Healthcare sector should reach out to technology scale-ups 

| March 12, 2021

The COVID-19 pandemic accelerated the use of technology and opened opportunities for the health care industry, but also showed us that we need to make some critical changes.

It is now clear that the future of healthcare organisations depends on their ability to change, increase agility, and develop resilience continually. Success in the new normal means taking the opportunity to design the future of the organisational culture. And there is no better sector to learn from than technology scale-up leaders who survive and prosper in an environment requiring constant transformation.

Why scale-ups?

Spending most of my career with scale-ups and joining a hospital board during COVID-19, has opened my eyes to the lessons healthcare leaders can learn from scale-ups within the innovation ecosystem.

COVID-19 forced the health industry to undergo a change in a capacity it hasn’t encountered before. It is not a one-off change, but a new paradigm that compels healthcare industry leaders to question the agility and scalability of their organisations now and into the future.

While immunisation research is undergoing significant progress, the pandemic is unlikely to disappear, nor be the last one. Health organisations are now required to adopt a different leadership model and develop an organisational culture that supports constant changes, agility and resilience.

During the lockdown in Melbourne hospitals and other health organisations experienced operating on the continuum that many scale-ups live in: some operations needed to scale up fast, while others were on hold. For example, there was a period with a delay of non-essential elective surgeries, while at the same time, some hospitals had to double and even triple their ICU capacity.

Now, when there is a long queue for elective surgeries, there is a need to scale up these services. These activities involved training, restructuring work arrangements and procedures, overloading the system and putting immense pressure on the entire team.

Scale-up leaders are used to operating in such environments. Scale-ups do not run on a  linear growth, where the company adds new resources and its revenue increases as a result. Scaling is often achieved without a substantial increase in resources. The scale is achieved by increasing service and revenue without incurring a higher cost.
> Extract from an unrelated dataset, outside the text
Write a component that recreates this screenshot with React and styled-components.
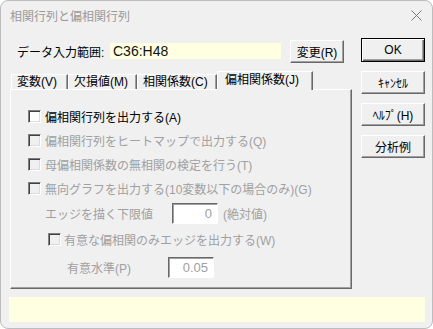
import React from "react"
import styled, { createGlobalStyle } from "styled-components"

const GlobalStyle = createGlobalStyle`
  body {
    margin: 0;
    background: #ffffff;
    font-family: "Liberation Sans", "Noto Sans CJK JP", sans-serif;
  }
  * {
    box-sizing: border-box;
  }
`

const Window = styled.div`
  width: 433px;
  height: 329px;
  background: #f0f0f0;
  border: 1px solid #bdbdbd;
  border-radius: 8px;
  display: flex;
  flex-direction: column;
  overflow: hidden;
  font-size: 12px;
  color: #000;
`

const TitleBar = styled.div`
  height: 29px;
  display: flex;
  align-items: center;
  justify-content: space-between;
  padding: 0 10px 0 9px;
  color: #9a9a9a;
  font-size: 12px;
`

const Body = styled.div`
  display: flex;
  gap: 9px;
  padding-left: 9px;
`

const LeftColumn = styled.div`
  width: 342px;
  display: flex;
  flex-direction: column;
`

const RightColumn = styled.div`
  width: 64px;
  padding-top: 8px;
  display: flex;
  flex-direction: column;
  gap: 9px;
`

const RangeRow = styled.div`
  margin-top: 10px;
  height: 22px;
  display: flex;
  align-items: center;
  padding-left: 7px;
`

const RangeLabel = styled.span`
  width: 93px;
  font-size: 12px;
`

const RangeField = styled.div`
  width: 171px;
  height: 16px;
  background: #ffffe1;
  display: flex;
  align-items: center;
  padding-left: 3px;
  font-size: 14px;
  color: #111;
`

const Button = styled.button`
  width: ${(p) => p.$w || 64}px;
  height: ${(p) => (p.$default ? 24 : 23)}px;
  margin-left: ${(p) => p.$ml || 0}px;
  padding: 0;
  background: #f0f0f0;
  font-family: inherit;
  font-size: 12px;
  color: #000;
  border: 1px solid;
  border-color: ${(p) =>
    p.$default ? "#000" : "#ffffff #696969 #696969 #ffffff"};
  box-shadow: ${(p) =>
    p.$default
      ? "inset 1px 1px #ffffff, inset -1px -1px #696969, inset -2px -2px #a0a0a0"
      : "inset -1px -1px #a0a0a0"};
  display: flex;
  align-items: center;
  justify-content: center;
`

const TabStrip = styled.div`
  margin-top: 9px;
  height: 18px;
  display: flex;
  align-items: flex-end;
  padding-left: 1px;
  position: relative;
  z-index: 1;
`

const Tab = styled.div`
  width: ${(p) => p.$w}px;
  height: ${(p) => (p.$active ? 19 : 15)}px;
  margin-bottom: ${(p) => (p.$active ? -1 : 0)}px;
  background: #f0f0f0;
  border-top: 1px solid #ffffff;
  border-left: 1px solid #ffffff;
  border-right: 1px solid #696969;
  box-shadow: inset -1px 0 #a0a0a0;
  display: flex;
  align-items: ${(p) => (p.$active ? "flex-start" : "center")};
  padding-top: ${(p) => (p.$active ? 1 : 0)}px;
  padding-left: ${(p) => (p.$active ? 7 : 5)}px;
  font-size: 12px;
  line-height: 14px;
  white-space: nowrap;
`

const Panel = styled.div`
  height: 200px;
  border: 1px solid;
  border-color: #ffffff #696969 #696969 #ffffff;
  box-shadow: inset -1px -1px #a0a0a0;
  padding-top: 14px;
  display: flex;
  flex-direction: column;
`

const CheckRow = styled.label`
  height: ${(p) => p.$h || 24}px;
  display: flex;
  align-items: center;
  padding-left: ${(p) => p.$pl || 17}px;
  gap: ${(p) => p.$gap || 4}px;
  color: ${(p) => (p.$disabled ? "#a0a0a0" : "#000")};
  white-space: nowrap;
`

const Box = styled.span`
  width: 13px;
  height: 13px;
  flex: none;
  background: ${(p) => (p.$disabled ? "#f0f0f0" : "#ffffff")};
  border: 1px solid;
  border-color: #808080 #ffffff #ffffff #808080;
  box-shadow: inset 1px 1px #404040, inset -1px -1px #dcdcdc;
`

const FieldRow = styled.div`
  height: ${(p) => p.$h}px;
  display: flex;
  align-items: center;
  padding-left: ${(p) => p.$pl}px;
  color: #a0a0a0;
  white-space: nowrap;
`

const FieldLabel = styled.span`
  width: ${(p) => p.$w}px;
`

const ValueBox = styled.div`
  width: 46px;
  height: 21px;
  background: #ffffff;
  border: 1px solid;
  border-color: #696969 #ffffff #ffffff #696969;
  box-shadow: inset 1px 1px #a0a0a0;
  display: flex;
  align-items: center;
  justify-content: flex-end;
  padding-right: 5px;
  font-size: 13px;
  color: #a0a0a0;
`

const Suffix = styled.span`
  margin-left: 5px;
`

const StatusBar = styled.div`
  margin: 8px 0 0 8px;
  width: 416px;
  height: 25px;
  background: #ffffe1;
`

const CloseIcon = () => (
  <svg width="11" height="11" viewBox="0 0 11 11">
    <path d="M0.5 0.5 L10.5 10.5 M10.5 0.5 L0.5 10.5" stroke="#7a7a7a" strokeWidth="1" fill="none" />
  </svg>
)

const tabs = [
  { label: "変数(V)", w: 57 },
  { label: "欠損値(M)", w: 69 },
  { label: "相関係数(C)", w: 80 },
  { label: "偏相関係数(J)", w: 96, active: true },
]

const options = [
  { label: "偏相関行列を出力する(A)" },
  { label: "偏相関行列をヒートマップで出力する(Q)", disabled: true },
  { label: "母偏相関係数の無相関の検定を行う(T)", disabled: true },
  { label: "無向グラフを出力する(10変数以下の場合のみ)(G)", disabled: true },
]

export default function App() {
  return (
    <>
      <GlobalStyle />
      <Window>
        <TitleBar>
          <span>相関行列と偏相関行列</span>
          <CloseIcon />
        </TitleBar>
        <Body>
          <LeftColumn>
            <RangeRow>
              <RangeLabel>データ入力範囲:</RangeLabel>
              <RangeField>C36:H48</RangeField>
              <Button $w={54} $ml={9}>変更(R)</Button>
            </RangeRow>
            <TabStrip>
              {tabs.map((t) => (
                <Tab key={t.label} $w={t.w} $active={t.active}>
                  {t.label}
                </Tab>
              ))}
            </TabStrip>
            <Panel>
              {options.map((o) => (
                <CheckRow key={o.label} $disabled={o.disabled}>
                  <Box $disabled={o.disabled} />
                  {o.label}
                </CheckRow>
              ))}
              <FieldRow $h={26} $pl={34}>
                <FieldLabel $w={127}>エッジを描く下限値</FieldLabel>
                <ValueBox>0</ValueBox>
                <Suffix>(絶対値)</Suffix>
              </FieldRow>
              <CheckRow $disabled $h={27} $pl={37} $gap={3}>
                <Box $disabled />
                有意な偏相関のみエッジを出力する(W)
              </CheckRow>
              <FieldRow $h={28} $pl={56}>
                <FieldLabel $w={101}>有意水準(P)</FieldLabel>
                <ValueBox>0.05</ValueBox>
              </FieldRow>
            </Panel>
          </LeftColumn>
          <RightColumn>
            <Button $default>OK</Button>
            <Button>ｷｬﾝｾﾙ</Button>
            <Button>ﾍﾙﾌﾟ(H)</Button>
            <Button>分析例</Button>
          </RightColumn>
        </Body>
        <StatusBar />
      </Window>
    </>
  )
}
Core challenges scale-ups, and the health sector share include:

Technological changes– scale-ups operate in a challenging competitive landscape and constant technological changes that require regular adjustments and at the same time opens windows to new business opportunities.  The accelerated introduction of telehealth services during the pandemic, questions the traditional way health professionals are used to working, but also presented them with exciting prospects.

Employee shortages– scale-ups operate in a talent shortage environment (such as lack of qualified engineers); the health and aged care sectors were also challenged by employee shortages, as well as from an ageing workforce. Both sectors have a working environment that can be highly stressful, and hence they need to deal with workforce burn-out and retention issues.

Team upskilling– due to the skills shortage and the fast changes in technologies, scale-ups are in a constant need to upskill their teams. The health sector now needs to upskill their workforce with digital and technological capabilities to cater for telehealth and other technological advancements, such as artificial intelligence and automation.

Organisational culture– scale-ups have a short window of opportunity, and they have to ensure they deliver before the window is closed. Producing innovative solutions on time and budget means proactively leading the organisational culture, supporting the team and communicating the “why” (mission). When employees do not buy into the company’s mission, they are often not engaged.

Employees in the health sector choose their profession for the “why”, but the industry as a whole tends to pay less attention to proactively leading the organisational culture. In both sectors, when culture is a problem, employee turnover is on the rise, and customer satisfaction is suffering.

Leading on the stagnation-accelerated growth continuum

Scale-ups navigate their way on a growth continuum between stagnation and acceleration. They deliver services and products under constant business barriers (financial, talent, infrastructure, market access and leadership capacity) and operational constraints (changes in goals and priorities, lack of resources, team instability, ineffective structure and lack of processes). 

To successfully operate on this continuum, scale-up leaders must develop scalable processes and invest in their organisational culture and employee’s development.

Adopting different people, culture and leadership perspectives

It is fair to claim that the pandemic caught us all by surprise and unprepared. The silver lining in this crisis is that it has accelerated processes in the healthcare industry, such as the use of telehealth in a way that there is no going back.

Now it is time for leaders to stop and reflect and ensure they learn from the journey and shape their organisations powerfully to the future. Now is the time for them to develop a culture that allows their organisations to change, increase agility, and build resilience continually.

These are not small cosmetics, but in many cases, we are talking about significant systematic changes combining strategic thinking, culture, workforce, leadership and agile processes.

Scale-up leaders can offer their healthcare colleagues insights in regard to how to lead an organisational culture that supports constant changes and innovations; operation and how to build agility into processes when continually moving on the growth continuum between stagnation and acceleration; how to develop the leadership team to think strategically about opportunities as well as how to build high performing multidisciplinary ad-hoc teams.

There is no better time than now to reflect on healthcare sector and implement the changes that need to be made.